Men reading in the bathroom?

Bob Slydell said:
What exactly do people think that others DO in the bathroom?? :confused3 Seriously, do you think people are crapping in their hands? :rolleyes1 Wiping their butt with their newspapers? :crazy: Why should a paper or book be any more germ filled after I've taken it to the bathroom than beforehand? :confused3


Yet again you had me :rotfl2: .

And aprilgail2, I wish that it took my DH only a couple of minutes to make his contribution! Of course if he didn't read in there it might!
 
jbdreamer said:
Well if you think people are so clean, then why even bother washing you hands?

Steps in the process:

1) Drop pants
2) Sit
3) Pick up book
4) Begin simultaneous process of reading and pooping
5) Finish above
6) Put book down
7) Wipe equipment
8) Wash hands
9) Pick up book

If some of the steps get out of order, I see the problem. Otherwise, not so much. :teeth:
 
It has occured to me that I neglected to pull up my pants in the post above. I don't want anyone thinking that I forget to pull up my pants after visiting the necessary room. Although, since I'm disgusting for reading in there, I guess a little extra disgustingness doesn't really matter, now does it? :banana:

By the way, I nominate this for funniest thread ever. :rotfl2:
 
POB14 said:
It has occured to me that I neglected to pull up my pants in the post above. I don't want anyone thinking that I forget to pull up my pants after visiting the necessary room. Although, since I'm disgusting for reading in there, I guess a little extra disgustingness doesn't really matter, now does it? :banana:

By the way, I nominate this for funniest thread ever. :rotfl2:

:rotfl2: :rotfl2: :rotfl2: :rotfl2:
 

I have no clue why other men and I bring literature to the bathroom with me. I think that it is just a manly urge or manlyness
 
POB14 said:
It has occured to me that I neglected to pull up my pants in the post above. I don't want anyone thinking that I forget to pull up my pants after visiting the necessary room. Although, since I'm disgusting for reading in there, I guess a little extra disgustingness doesn't really matter, now does it? :banana:

By the way, I nominate this for funniest thread ever. :rotfl2:

I can't take this anymore! :rotfl: :rotfl: :rotfl: I really should go make dinner, but I'm laughing too hard!
 
POB14 said:
It has occured to me that I neglected to pull up my pants in the post above. I don't want anyone thinking that I forget to pull up my pants after visiting the necessary room. Although, since I'm disgusting for reading in there, I guess a little extra disgustingness doesn't really matter, now does it? :banana:

By the way, I nominate this for funniest thread ever. :rotfl2:


:rotfl2: :rotfl2: :rotfl2:
Yes please put your pants back on.
 
goofypiratehunter said:
I have no clue why other men and I bring literature to the bathroom with me. I think that it is just a manly urge or manlyness

It's not just a man thing - I'm guilty of roosting too. Reading takes my mind off the deed and gets my junk going. Plus the bathroom is the only place I can get away from my kids and read in peace!
 
Another woman who reads here.

I HAVE to have something to read...down to I'll read the back of a shampoo bottle if I have to, or look at empty boxes in the garbage can.
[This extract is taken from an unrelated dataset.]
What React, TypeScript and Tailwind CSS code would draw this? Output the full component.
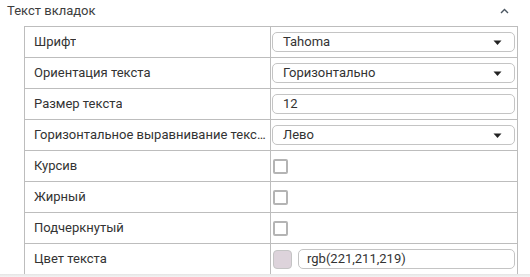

I'll be dancing in the hallway, frantically looking for some reading material to take in with me.

And I don't see how the books are any dirtier than anything else in the bathroom, you hold them while you poop, put them down, wipe, flush, wash, and go. And those of you who will scream "But the poop vaporizes and flies all over the room when you flush!!!" need to realize that by that logic, then not only is the book contaminated, but your entire body as well.

(I've got my thumb stuck to my nose, splaying my fingers open, giving the international sign for 'neener, neener, neener, I don't care what you think of me, you're not invited to my house to eat dinner, so why do you care? :teeth: )
 
MScott1851 said:
"But the poop vaporizes and flies all over the room when you flush!!!"

OMG!! :lmao: :lmao: :lmao: This has to be one the funniest things I've ever read here! :rotfl2:
 
I have a hand held solitaire game kept in the can for this very purpose :blush: but reading? Never. In fact, I tend to prefer to concentrate on the matter at hand unless things just can't be sped along.
 
aprilgail2 said:
I don't understand the whole reading thing anyway...you go in...do your business and come out...heck what can it take...2 minutes?? How much can you read in that time anyway!!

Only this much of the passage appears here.